When Jose Benavidez steps into the ring on November 16th in Laughlin, Nevada, for the first time in over a year, he’ll be looking to reignite his red-hot career and add another “W” to his résumé to move to 18-0. Benavidez is scheduled to face Abraham Alvarez Osuna, 16-4-1 (7), of Sinaloa, Mexico. After turning pro in Mexico in January of 2010, Jose ran off 17 wins in as many bouts and was quickly dubbed a “can’t miss” prospect by almost everyone in the boxing community who saw the Arizona-based welterweight ply his trade. After an exceptional amateur career, the 2009 Golden Gloves light welterweight champion looked to be channeling all his amateur magic into the pro game. Tall and lanky for the weight, Benavidez possessed exceptional defensive skills, a calm demeanour belying his age in the ring and very solid punching power. What he didn’t possess over the last year before his extended break were hands that held up to the stress he put them through while on the job.

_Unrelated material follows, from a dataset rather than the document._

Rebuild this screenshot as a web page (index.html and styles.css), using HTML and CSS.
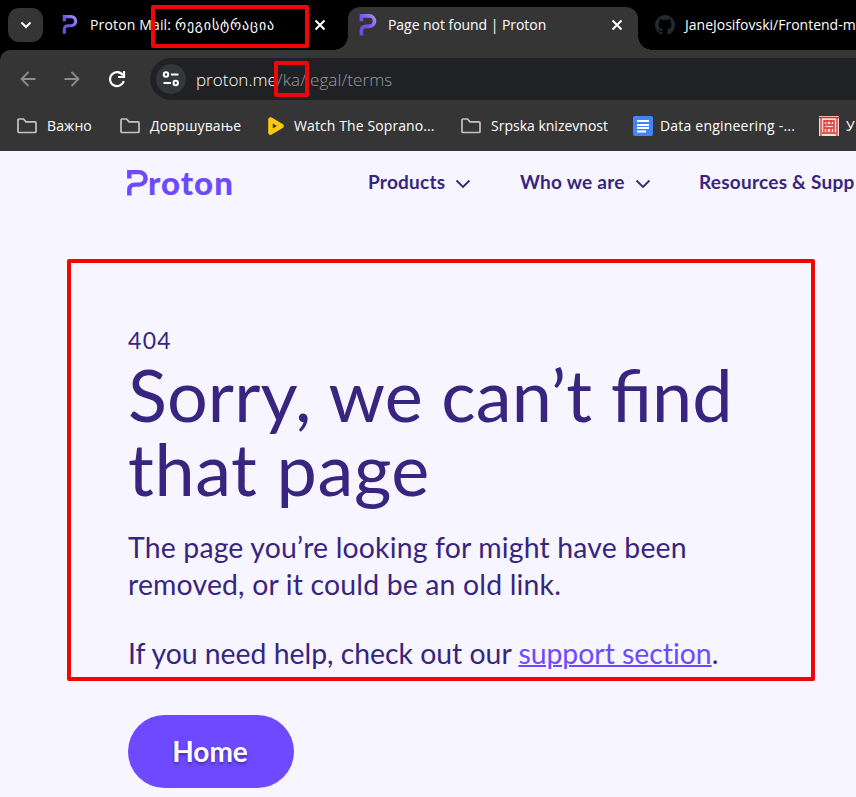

In a recent interview, he talked about how he was “finally able to get a doctor in Los Angeles to repair the bone and tendon damage to my hand that I had to get fixed properly or it was just going to keep getting worse.” Jose had again hurt his right hand in his most recent fight when he defeated Pavel Miranda over eight rounds last October in Carson, California. At that point, he knew he had to get the injured right hand dealt with.
From the start of his career, Benavidez stopped 12 of his first 13 opponents but went the distance in three of his last four before taking time away to heal. While good in terms of getting in some rounds, the distance wins may have spoken to his compromised power hand as much as any fight-ending power Benavidez displayed up to that point. While the soft-spoken, California-born fighter is excited for his ring return, he knows patience and the proper fights are important after being away for such a long break. He is excited to return to work with a new right hand “that will feel much better and I don’t have to worry about it hurting it every time I throw it.”
Benavidez, who turned pro at 16 and has kept a busy schedule after starting to punch for pay, has a wealth of ring experience having sparred regularly with elite-level pros at trainer Freddie Roach’s Wild Card Gym in Hollywood, California. It is also a family affair with Jose as he is managed by father Jose Sr. Also, little brother David, whom Jose worked out with regularly during his down time, just followed his older brother’s blueprint. David also turned pro at 16 this past August in Mexico, picking up his first win. While there is no rush with Jose, already an experienced pro at just 20, something tells this writer that Junior will be itching to get the Benavidez bandwagon rolling fast and furious as soon as possible. While a running and cardio regimen has allowed the 6’0” 147-pounder to stay in fighting trim, nothing beats the real thing. “I have been involved in boxing during my time off, training with my brother and keeping in shape but it’ll be great to get back in the ring,” he said.